- _WHAT TO DO_: Write the data below out exactly as it stands. Do not include the pictures.

━━━━━━━━━━━━━━━━━━━━

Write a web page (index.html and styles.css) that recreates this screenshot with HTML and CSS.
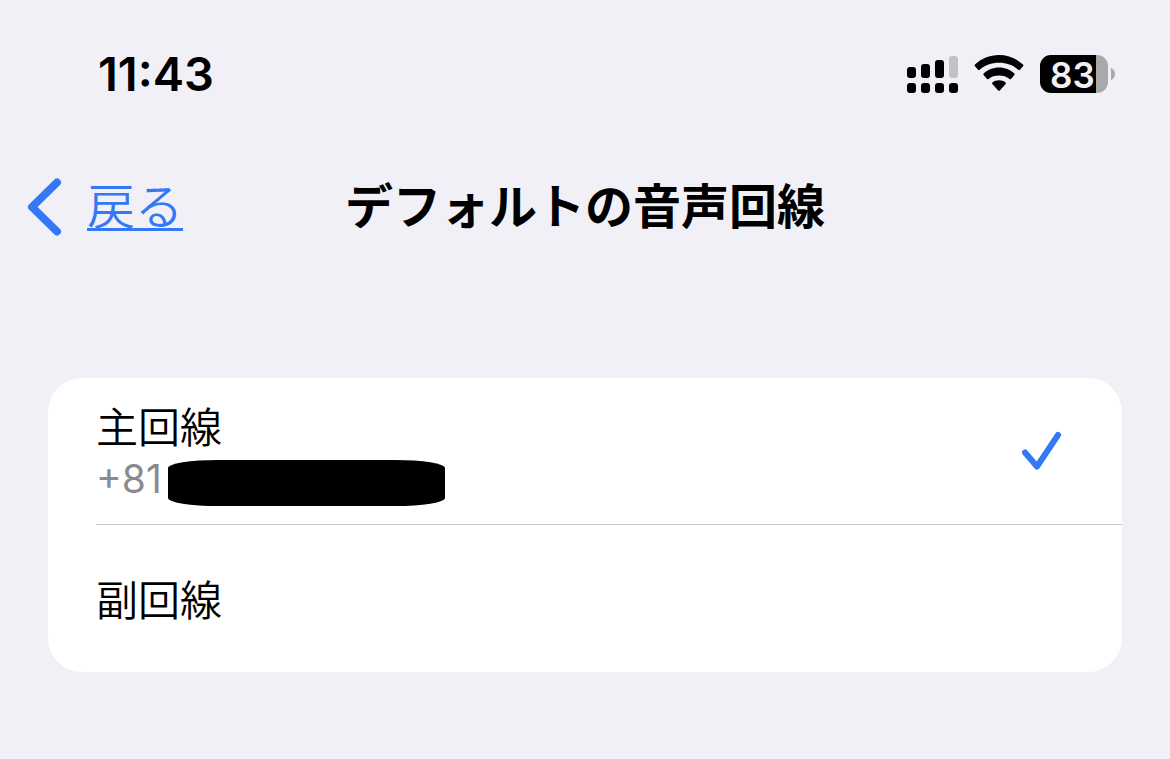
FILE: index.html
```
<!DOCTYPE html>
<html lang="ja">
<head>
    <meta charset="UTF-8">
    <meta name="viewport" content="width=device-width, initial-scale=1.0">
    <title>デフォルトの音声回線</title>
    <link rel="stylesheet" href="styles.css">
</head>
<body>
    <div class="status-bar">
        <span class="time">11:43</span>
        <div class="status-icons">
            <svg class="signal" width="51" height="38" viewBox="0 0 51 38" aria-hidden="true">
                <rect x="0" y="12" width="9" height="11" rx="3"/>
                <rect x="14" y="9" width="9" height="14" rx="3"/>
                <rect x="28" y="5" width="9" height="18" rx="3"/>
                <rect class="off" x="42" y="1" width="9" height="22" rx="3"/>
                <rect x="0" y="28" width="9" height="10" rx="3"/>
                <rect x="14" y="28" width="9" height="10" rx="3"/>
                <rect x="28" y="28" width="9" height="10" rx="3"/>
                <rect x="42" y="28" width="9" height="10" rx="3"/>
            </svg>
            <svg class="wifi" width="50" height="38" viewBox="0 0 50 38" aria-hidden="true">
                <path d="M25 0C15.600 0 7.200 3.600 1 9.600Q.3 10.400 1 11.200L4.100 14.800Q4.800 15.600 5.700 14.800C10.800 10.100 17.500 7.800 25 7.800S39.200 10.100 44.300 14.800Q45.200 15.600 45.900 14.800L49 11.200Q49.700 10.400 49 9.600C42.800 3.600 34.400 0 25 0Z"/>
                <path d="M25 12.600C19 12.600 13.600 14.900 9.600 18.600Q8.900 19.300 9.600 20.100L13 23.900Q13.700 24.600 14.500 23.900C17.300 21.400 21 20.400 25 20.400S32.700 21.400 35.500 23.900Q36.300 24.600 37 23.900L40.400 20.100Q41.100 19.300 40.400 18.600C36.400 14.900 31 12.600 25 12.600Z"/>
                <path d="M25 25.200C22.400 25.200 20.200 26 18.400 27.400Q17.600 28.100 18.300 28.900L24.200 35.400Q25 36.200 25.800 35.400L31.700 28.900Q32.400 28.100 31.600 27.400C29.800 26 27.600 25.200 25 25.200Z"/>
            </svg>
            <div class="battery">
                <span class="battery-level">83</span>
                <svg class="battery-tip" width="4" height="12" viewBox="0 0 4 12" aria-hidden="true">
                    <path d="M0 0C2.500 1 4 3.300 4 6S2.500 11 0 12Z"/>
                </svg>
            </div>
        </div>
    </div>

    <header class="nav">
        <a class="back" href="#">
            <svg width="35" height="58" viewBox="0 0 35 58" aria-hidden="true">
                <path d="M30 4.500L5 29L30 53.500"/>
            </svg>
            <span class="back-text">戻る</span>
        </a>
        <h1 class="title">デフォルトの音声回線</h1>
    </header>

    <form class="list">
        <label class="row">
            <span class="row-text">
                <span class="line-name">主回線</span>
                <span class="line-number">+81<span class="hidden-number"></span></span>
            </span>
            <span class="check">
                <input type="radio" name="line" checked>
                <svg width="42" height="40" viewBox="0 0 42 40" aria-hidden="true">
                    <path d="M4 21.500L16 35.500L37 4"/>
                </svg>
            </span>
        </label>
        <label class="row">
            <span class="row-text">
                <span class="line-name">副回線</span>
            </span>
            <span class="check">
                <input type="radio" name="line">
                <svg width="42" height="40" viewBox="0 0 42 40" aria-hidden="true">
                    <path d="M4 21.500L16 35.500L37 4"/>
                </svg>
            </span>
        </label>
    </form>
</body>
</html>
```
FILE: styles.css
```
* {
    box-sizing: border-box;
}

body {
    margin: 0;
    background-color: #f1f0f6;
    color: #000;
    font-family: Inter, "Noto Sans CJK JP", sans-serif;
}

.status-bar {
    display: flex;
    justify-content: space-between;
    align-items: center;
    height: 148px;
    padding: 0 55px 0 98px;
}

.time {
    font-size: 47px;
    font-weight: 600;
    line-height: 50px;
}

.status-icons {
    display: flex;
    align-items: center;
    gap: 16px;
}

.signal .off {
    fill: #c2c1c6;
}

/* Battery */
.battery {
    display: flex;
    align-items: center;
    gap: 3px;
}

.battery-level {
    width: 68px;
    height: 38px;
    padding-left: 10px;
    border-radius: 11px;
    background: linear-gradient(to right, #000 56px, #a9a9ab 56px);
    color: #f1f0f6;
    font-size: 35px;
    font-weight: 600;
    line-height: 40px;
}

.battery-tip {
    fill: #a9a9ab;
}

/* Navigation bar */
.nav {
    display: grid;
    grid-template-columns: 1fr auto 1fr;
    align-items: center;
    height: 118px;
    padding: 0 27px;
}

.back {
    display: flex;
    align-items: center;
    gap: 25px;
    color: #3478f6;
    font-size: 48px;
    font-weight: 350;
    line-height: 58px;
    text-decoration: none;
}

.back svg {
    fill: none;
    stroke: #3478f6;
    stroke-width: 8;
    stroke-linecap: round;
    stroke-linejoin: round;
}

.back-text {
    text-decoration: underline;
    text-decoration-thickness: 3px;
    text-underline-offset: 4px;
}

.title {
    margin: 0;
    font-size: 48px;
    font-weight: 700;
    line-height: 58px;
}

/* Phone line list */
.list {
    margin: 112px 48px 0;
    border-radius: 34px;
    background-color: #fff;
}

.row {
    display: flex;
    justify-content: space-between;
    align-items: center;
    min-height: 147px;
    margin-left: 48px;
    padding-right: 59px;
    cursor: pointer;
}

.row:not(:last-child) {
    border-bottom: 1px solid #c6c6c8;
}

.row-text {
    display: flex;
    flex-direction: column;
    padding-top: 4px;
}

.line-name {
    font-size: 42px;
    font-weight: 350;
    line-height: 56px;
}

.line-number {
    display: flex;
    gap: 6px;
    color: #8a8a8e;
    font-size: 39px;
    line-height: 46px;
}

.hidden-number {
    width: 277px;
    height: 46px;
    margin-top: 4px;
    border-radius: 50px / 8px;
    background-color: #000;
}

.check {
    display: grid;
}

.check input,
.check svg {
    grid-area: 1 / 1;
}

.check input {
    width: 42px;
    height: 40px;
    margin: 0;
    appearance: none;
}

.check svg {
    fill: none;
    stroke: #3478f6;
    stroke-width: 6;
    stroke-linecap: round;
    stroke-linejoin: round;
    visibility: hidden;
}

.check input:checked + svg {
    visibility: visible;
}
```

━━━━━━━━━━━━━━━━━━━━

- _TASK ANSWER_:
Write a web page (index.html and styles.css) that recreates this screenshot with HTML and CSS.
FILE: index.html
```
<!DOCTYPE html>
<html lang="ja">
<head>
    <meta charset="UTF-8">
    <meta name="viewport" content="width=device-width, initial-scale=1.0">
    <title>デフォルトの音声回線</title>
    <link rel="stylesheet" href="styles.css">
</head>
<body>
    <div class="status-bar">
        <span class="time">11:43</span>
        <div class="status-icons">
            <svg class="signal" width="51" height="38" viewBox="0 0 51 38" aria-hidden="true">
                <rect x="0" y="12" width="9" height="11" rx="3"/>
                <rect x="14" y="9" width="9" height="14" rx="3"/>
                <rect x="28" y="5" width="9" height="18" rx="3"/>
                <rect class="off" x="42" y="1" width="9" height="22" rx="3"/>
                <rect x="0" y="28" width="9" height="10" rx="3"/>
                <rect x="14" y="28" width="9" height="10" rx="3"/>
                <rect x="28" y="28" width="9" height="10" rx="3"/>
                <rect x="42" y="28" width="9" height="10" rx="3"/>
            </svg>
            <svg class="wifi" width="50" height="38" viewBox="0 0 50 38" aria-hidden="true">
                <path d="M25 0C15.600 0 7.200 3.600 1 9.600Q.3 10.400 1 11.200L4.100 14.800Q4.800 15.600 5.700 14.800C10.800 10.100 17.500 7.800 25 7.800S39.200 10.100 44.300 14.800Q45.200 15.600 45.900 14.800L49 11.200Q49.700 10.400 49 9.600C42.800 3.600 34.400 0 25 0Z"/>
                <path d="M25 12.600C19 12.600 13.600 14.900 9.600 18.600Q8.900 19.300 9.600 20.100L13 23.900Q13.700 24.600 14.500 23.900C17.300 21.400 21 20.400 25 20.400S32.700 21.400 35.500 23.900Q36.300 24.600 37 23.900L40.400 20.100Q41.100 19.300 40.400 18.600C36.400 14.900 31 12.600 25 12.600Z"/>
                <path d="M25 25.200C22.400 25.200 20.200 26 18.400 27.400Q17.600 28.100 18.300 28.900L24.200 35.400Q25 36.200 25.800 35.400L31.700 28.900Q32.400 28.100 31.600 27.400C29.800 26 27.600 25.200 25 25.200Z"/>
            </svg>
            <div class="battery">
                <span class="battery-level">83</span>
                <svg class="battery-tip" width="4" height="12" viewBox="0 0 4 12" aria-hidden="true">
                    <path d="M0 0C2.500 1 4 3.300 4 6S2.500 11 0 12Z"/>
                </svg>
            </div>
        </div>
    </div>

    <header class="nav">
        <a class="back" href="#">
            <svg width="35" height="58" viewBox="0 0 35 58" aria-hidden="true">
                <path d="M30 4.500L5 29L30 53.500"/>
            </svg>
            <span class="back-text">戻る</span>
        </a>
        <h1 class="title">デフォルトの音声回線</h1>
    </header>

    <form class="list">
        <label class="row">
            <span class="row-text">
                <span class="line-name">主回線</span>
                <span class="line-number">+81<span class="hidden-number"></span></span>
            </span>
            <span class="check">
                <input type="radio" name="line" checked>
                <svg width="42" height="40" viewBox="0 0 42 40" aria-hidden="true">
                    <path d="M4 21.500L16 35.500L37 4"/>
                </svg>
            </span>
        </label>
        <label class="row">
            <span class="row-text">
                <span class="line-name">副回線</span>
            </span>
            <span class="check">
                <input type="radio" name="line">
                <svg width="42" height="40" viewBox="0 0 42 40" aria-hidden="true">
                    <path d="M4 21.500L16 35.500L37 4"/>
                </svg>
            </span>
        </label>
    </form>
</body>
</html>
```
FILE: styles.css
```
* {
    box-sizing: border-box;
}

body {
    margin: 0;
    background-color: #f1f0f6;
    color: #000;
    font-family: Inter, "Noto Sans CJK JP", sans-serif;
}

.status-bar {
    display: flex;
    justify-content: space-between;
    align-items: center;
    height: 148px;
    padding: 0 55px 0 98px;
}

.time {
    font-size: 47px;
    font-weight: 600;
    line-height: 50px;
}

.status-icons {
    display: flex;
    align-items: center;
    gap: 16px;
}

.signal .off {
    fill: #c2c1c6;
}

/* Battery */
.battery {
    display: flex;
    align-items: center;
    gap: 3px;
}

.battery-level {
    width: 68px;
    height: 38px;
    padding-left: 10px;
    border-radius: 11px;
    background: linear-gradient(to right, #000 56px, #a9a9ab 56px);
    color: #f1f0f6;
    font-size: 35px;
    font-weight: 600;
    line-height: 40px;
}

.battery-tip {
    fill: #a9a9ab;
}

/* Navigation bar */
.nav {
    display: grid;
    grid-template-columns: 1fr auto 1fr;
    align-items: center;
    height: 118px;
    padding: 0 27px;
}

.back {
    display: flex;
    align-items: center;
    gap: 25px;
    color: #3478f6;
    font-size: 48px;
    font-weight: 350;
    line-height: 58px;
    text-decoration: none;
}

.back svg {
    fill: none;
    stroke: #3478f6;
    stroke-width: 8;
    stroke-linecap: round;
    stroke-linejoin: round;
}

.back-text {
    text-decoration: underline;
    text-decoration-thickness: 3px;
    text-underline-offset: 4px;
}

.title {
    margin: 0;
    font-size: 48px;
    font-weight: 700;
    line-height: 58px;
}

/* Phone line list */
.list {
    margin: 112px 48px 0;
    border-radius: 34px;
    background-color: #fff;
}

.row {
    display: flex;
    justify-content: space-between;
    align-items: center;
    min-height: 147px;
    margin-left: 48px;
    padding-right: 59px;
    cursor: pointer;
}

.row:not(:last-child) {
    border-bottom: 1px solid #c6c6c8;
}

.row-text {
    display: flex;
    flex-direction: column;
    padding-top: 4px;
}

.line-name {
    font-size: 42px;
    font-weight: 350;
    line-height: 56px;
}

.line-number {
    display: flex;
    gap: 6px;
    color: #8a8a8e;
    font-size: 39px;
    line-height: 46px;
}

.hidden-number {
    width: 277px;
    height: 46px;
    margin-top: 4px;
    border-radius: 50px / 8px;
    background-color: #000;
}

.check {
    display: grid;
}

.check input,
.check svg {
    grid-area: 1 / 1;
}

.check input {
    width: 42px;
    height: 40px;
    margin: 0;
    appearance: none;
}

.check svg {
    fill: none;
    stroke: #3478f6;
    stroke-width: 6;
    stroke-linecap: round;
    stroke-linejoin: round;
    visibility: hidden;
}

.check input:checked + svg {
    visibility: visible;
}
```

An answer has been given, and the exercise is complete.